Real Estate Investing Mistakes

You’ve heard the buzz, and we can confirm it’s true! Real estate investing can be one of the best ways to fast track your income for numerous reasons. Once you have the process down pat, you just continue to follow a simple formula. You buy one house, rent it out, use the money to pay down the mortgage. When you have enough capital, buy another house, rent it out, and use the money to pay down that mortgage. It’s a domino effect with tremendous financial benefits for you.

You may be ready to take on the role of landlord, and are looking for prime property to buy and rent out. Maybe you’re looking for a place that needs a little TLC and you have what it takes to rehab and flip it for a tidy profit. Or you want to find a duplex and live on one side, known as owner occupied, using the rental income from the other side to foot the bill for the whole mortgage. Or you want to go the short term rental route and rent out a condo for an Airbnb.

These are all good plans!

But it isn’t as easy as it may appear on the surface. Like any new venture, it’s vital to know the nuts and bolts of the subject, and when it comes to spending your hard-earned money, the more you know, the more you will thrive.

Here are 7 major mistakes made by those new to the game.

1. Believing in the “get rich quick” scheme.
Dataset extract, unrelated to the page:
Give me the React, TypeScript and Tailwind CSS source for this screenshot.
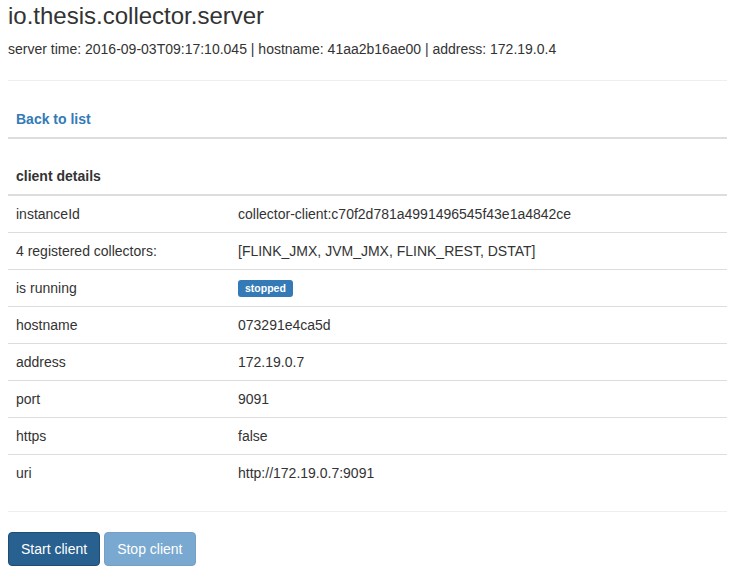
const rows: { label: string; value: React.ReactNode }[] = [
  { label: "instanceId", value: "collector-client:c70f2d781a4991496545f43e1a4842ce" },
  { label: "4 registered collectors:", value: "[FLINK_JMX, JVM_JMX, FLINK_REST, DSTAT]" },
  {
    label: "is running",
    value: (
      <span className="inline-block rounded-[3px] bg-[#337ab7] px-[7px] pt-[3px] pb-[3px] align-[1px] text-[10.5px] font-bold leading-none text-white">
        stopped
      </span>
    ),
  },
  { label: "hostname", value: "073291e4ca5d" },
  { label: "address", value: "172.19.0.7" },
  { label: "port", value: "9091" },
  { label: "https", value: "false" },
  { label: "uri", value: "http://172.19.0.7:9091" },
]

export default function App() {
  return (
    <div className="min-h-screen bg-white px-2 pt-[3px] font-['Liberation_Sans',Arial,sans-serif] text-[14px] leading-[20px] text-[#333]">
      <h3 className="text-[24px] leading-[26.4px] font-medium">io.thesis.collector.server</h3>
      <p className="mt-[10px]">
        server time: 2016-09-03T09:17:10.045 | hostname: 41aa2b16ae00 | address: 172.19.0.4
      </p>
      <hr className="mt-[21px] border-t border-[#eee]" />

      {/* back link */}
      <table className="mt-[20px] w-full border-collapse">
        <thead>
          <tr>
            <th className="border-b-2 border-[#ddd] p-2 text-left font-bold">
              <a href="#" className="text-[#337ab7]">
                Back to list
              </a>
            </th>
          </tr>
        </thead>
      </table>

      {/* details */}
      <table className="mt-[19px] w-full border-collapse">
        <thead>
          <tr>
            <th colSpan={2} className="border-b-2 border-[#ddd] p-2 text-left font-bold">
              client details
            </th>
          </tr>
        </thead>
        <tbody>
          {rows.map((row, i) => (
            <tr key={row.label}>
              <td className={`w-[222px] p-2 ${i > 0 ? "border-t border-[#ddd]" : ""}`}>{row.label}</td>
              <td className={`p-2 ${i > 0 ? "border-t border-[#ddd]" : ""}`}>{row.value}</td>
            </tr>
          ))}
        </tbody>
      </table>

      <hr className="mt-[20px] border-t border-[#eee]" />

      <div className="mt-[20px] flex gap-1">
        <button className="h-[34px] rounded-[4px] border border-[#204d74] bg-[#286090] px-3 text-white">
          Start client
        </button>
        <button
          disabled
          className="h-[34px] cursor-not-allowed rounded-[4px] border border-[#2e6da4] bg-[#337ab7] px-3 text-white opacity-65"
        >
          Stop client
        </button>
      </div>
    </div>
  )
}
Everyone is looking for that pot of gold at the end of the rainbow, or the winning lottery ticket, or an inheritance from the great uncle you never knew. But if you think owning real estate is the answer to your financial aspirations, think again. Real estate isn’t an investment that will accrue funds over night. In fact, most investors build their wealth over the course of their venture, which may be decades.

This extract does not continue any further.